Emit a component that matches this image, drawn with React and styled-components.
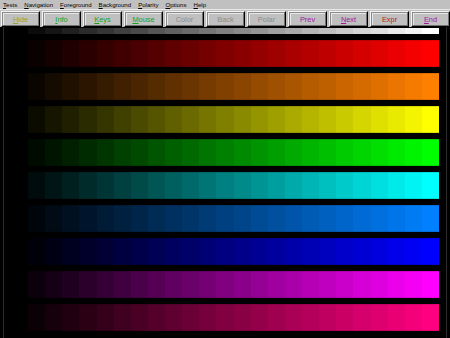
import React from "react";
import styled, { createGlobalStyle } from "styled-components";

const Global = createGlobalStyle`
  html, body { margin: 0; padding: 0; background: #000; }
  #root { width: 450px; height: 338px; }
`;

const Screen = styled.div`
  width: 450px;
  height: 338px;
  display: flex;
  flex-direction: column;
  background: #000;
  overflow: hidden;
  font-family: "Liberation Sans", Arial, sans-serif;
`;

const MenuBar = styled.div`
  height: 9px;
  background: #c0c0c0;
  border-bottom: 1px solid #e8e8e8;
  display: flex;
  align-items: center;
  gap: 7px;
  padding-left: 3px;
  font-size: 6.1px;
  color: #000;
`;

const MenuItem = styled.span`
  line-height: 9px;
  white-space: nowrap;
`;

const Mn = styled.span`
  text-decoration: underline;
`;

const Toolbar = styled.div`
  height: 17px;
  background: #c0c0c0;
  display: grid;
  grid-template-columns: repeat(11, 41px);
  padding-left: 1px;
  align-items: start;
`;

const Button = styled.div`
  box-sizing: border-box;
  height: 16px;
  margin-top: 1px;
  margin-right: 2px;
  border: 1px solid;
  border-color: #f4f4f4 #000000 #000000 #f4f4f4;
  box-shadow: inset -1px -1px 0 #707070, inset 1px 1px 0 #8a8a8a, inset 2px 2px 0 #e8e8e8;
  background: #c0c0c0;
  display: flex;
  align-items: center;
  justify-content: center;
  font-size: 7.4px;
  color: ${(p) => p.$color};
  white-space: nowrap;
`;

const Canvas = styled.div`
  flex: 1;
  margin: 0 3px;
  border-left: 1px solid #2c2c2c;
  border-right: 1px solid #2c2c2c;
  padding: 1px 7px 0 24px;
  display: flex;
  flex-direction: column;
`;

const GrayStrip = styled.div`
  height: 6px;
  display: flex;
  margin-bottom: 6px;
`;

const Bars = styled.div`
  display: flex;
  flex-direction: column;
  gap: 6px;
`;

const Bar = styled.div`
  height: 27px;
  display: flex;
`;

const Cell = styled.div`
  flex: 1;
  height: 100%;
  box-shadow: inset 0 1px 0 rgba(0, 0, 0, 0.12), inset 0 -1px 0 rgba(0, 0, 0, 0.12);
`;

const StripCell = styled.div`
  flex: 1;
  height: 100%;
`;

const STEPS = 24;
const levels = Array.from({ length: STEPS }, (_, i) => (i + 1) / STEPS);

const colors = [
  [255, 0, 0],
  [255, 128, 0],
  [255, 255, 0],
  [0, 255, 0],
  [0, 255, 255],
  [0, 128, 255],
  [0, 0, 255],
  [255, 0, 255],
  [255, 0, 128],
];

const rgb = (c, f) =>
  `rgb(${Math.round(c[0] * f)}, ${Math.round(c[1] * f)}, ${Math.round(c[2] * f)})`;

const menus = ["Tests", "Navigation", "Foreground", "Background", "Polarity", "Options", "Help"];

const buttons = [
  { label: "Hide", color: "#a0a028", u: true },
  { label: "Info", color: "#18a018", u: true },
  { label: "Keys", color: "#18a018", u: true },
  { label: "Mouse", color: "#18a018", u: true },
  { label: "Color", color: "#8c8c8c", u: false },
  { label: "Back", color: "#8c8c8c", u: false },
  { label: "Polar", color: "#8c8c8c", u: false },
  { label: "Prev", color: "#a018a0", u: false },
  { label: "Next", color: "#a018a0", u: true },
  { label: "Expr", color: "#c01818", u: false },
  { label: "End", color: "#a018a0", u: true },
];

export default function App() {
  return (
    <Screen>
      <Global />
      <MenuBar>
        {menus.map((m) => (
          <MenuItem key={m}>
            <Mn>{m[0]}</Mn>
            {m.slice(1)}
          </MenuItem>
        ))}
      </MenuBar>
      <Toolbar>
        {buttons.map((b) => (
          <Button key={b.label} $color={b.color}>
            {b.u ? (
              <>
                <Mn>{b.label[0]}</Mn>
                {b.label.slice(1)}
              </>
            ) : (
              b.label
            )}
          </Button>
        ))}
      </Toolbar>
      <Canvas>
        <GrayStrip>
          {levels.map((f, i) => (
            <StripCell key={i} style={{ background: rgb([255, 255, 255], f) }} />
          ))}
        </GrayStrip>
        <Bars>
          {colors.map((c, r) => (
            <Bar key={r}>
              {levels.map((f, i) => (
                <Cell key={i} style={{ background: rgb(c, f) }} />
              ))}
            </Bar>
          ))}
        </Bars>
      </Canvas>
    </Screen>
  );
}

*TASK DESCRIPTION*
Copy the data word for word. Pictures do not go in the copy.

*EXERCISE ANSWER*
Emit a component that matches this image, drawn with React and styled-components.
import React from "react";
import styled, { createGlobalStyle } from "styled-components";

const Global = createGlobalStyle`
  html, body { margin: 0; padding: 0; background: #000; }
  #root { width: 450px; height: 338px; }
`;

const Screen = styled.div`
  width: 450px;
  height: 338px;
  display: flex;
  flex-direction: column;
  background: #000;
  overflow: hidden;
  font-family: "Liberation Sans", Arial, sans-serif;
`;

const MenuBar = styled.div`
  height: 9px;
  background: #c0c0c0;
  border-bottom: 1px solid #e8e8e8;
  display: flex;
  align-items: center;
  gap: 7px;
  padding-left: 3px;
  font-size: 6.1px;
  color: #000;
`;

const MenuItem = styled.span`
  line-height: 9px;
  white-space: nowrap;
`;

const Mn = styled.span`
  text-decoration: underline;
`;

const Toolbar = styled.div`
  height: 17px;
  background: #c0c0c0;
  display: grid;
  grid-template-columns: repeat(11, 41px);
  padding-left: 1px;
  align-items: start;
`;

const Button = styled.div`
  box-sizing: border-box;
  height: 16px;
  margin-top: 1px;
  margin-right: 2px;
  border: 1px solid;
  border-color: #f4f4f4 #000000 #000000 #f4f4f4;
  box-shadow: inset -1px -1px 0 #707070, inset 1px 1px 0 #8a8a8a, inset 2px 2px 0 #e8e8e8;
  background: #c0c0c0;
  display: flex;
  align-items: center;
  justify-content: center;
  font-size: 7.4px;
  color: ${(p) => p.$color};
  white-space: nowrap;
`;

const Canvas = styled.div`
  flex: 1;
  margin: 0 3px;
  border-left: 1px solid #2c2c2c;
  border-right: 1px solid #2c2c2c;
  padding: 1px 7px 0 24px;
  display: flex;
  flex-direction: column;
`;

const GrayStrip = styled.div`
  height: 6px;
  display: flex;
  margin-bottom: 6px;
`;

const Bars = styled.div`
  display: flex;
  flex-direction: column;
  gap: 6px;
`;

const Bar = styled.div`
  height: 27px;
  display: flex;
`;

const Cell = styled.div`
  flex: 1;
  height: 100%;
  box-shadow: inset 0 1px 0 rgba(0, 0, 0, 0.12), inset 0 -1px 0 rgba(0, 0, 0, 0.12);
`;

const StripCell = styled.div`
  flex: 1;
  height: 100%;
`;

const STEPS = 24;
const levels = Array.from({ length: STEPS }, (_, i) => (i + 1) / STEPS);

const colors = [
  [255, 0, 0],
  [255, 128, 0],
  [255, 255, 0],
  [0, 255, 0],
  [0, 255, 255],
  [0, 128, 255],
  [0, 0, 255],
  [255, 0, 255],
  [255, 0, 128],
];

const rgb = (c, f) =>
  `rgb(${Math.round(c[0] * f)}, ${Math.round(c[1] * f)}, ${Math.round(c[2] * f)})`;

const menus = ["Tests", "Navigation", "Foreground", "Background", "Polarity", "Options", "Help"];

const buttons = [
  { label: "Hide", color: "#a0a028", u: true },
  { label: "Info", color: "#18a018", u: true },
  { label: "Keys", color: "#18a018", u: true },
  { label: "Mouse", color: "#18a018", u: true },
  { label: "Color", color: "#8c8c8c", u: false },
  { label: "Back", color: "#8c8c8c", u: false },
  { label: "Polar", color: "#8c8c8c", u: false },
  { label: "Prev", color: "#a018a0", u: false },
  { label: "Next", color: "#a018a0", u: true },
  { label: "Expr", color: "#c01818", u: false },
  { label: "End", color: "#a018a0", u: true },
];

export default function App() {
  return (
    <Screen>
      <Global />
      <MenuBar>
        {menus.map((m) => (
          <MenuItem key={m}>
            <Mn>{m[0]}</Mn>
            {m.slice(1)}
          </MenuItem>
        ))}
      </MenuBar>
      <Toolbar>
        {buttons.map((b) => (
          <Button key={b.label} $color={b.color}>
            {b.u ? (
              <>
                <Mn>{b.label[0]}</Mn>
                {b.label.slice(1)}
              </>
            ) : (
              b.label
            )}
          </Button>
        ))}
      </Toolbar>
      <Canvas>
        <GrayStrip>
          {levels.map((f, i) => (
            <StripCell key={i} style={{ background: rgb([255, 255, 255], f) }} />
          ))}
        </GrayStrip>
        <Bars>
          {colors.map((c, r) => (
            <Bar key={r}>
              {levels.map((f, i) => (
                <Cell key={i} style={{ background: rgb(c, f) }} />
              ))}
            </Bar>
          ))}
        </Bars>
      </Canvas>
    </Screen>
  );
}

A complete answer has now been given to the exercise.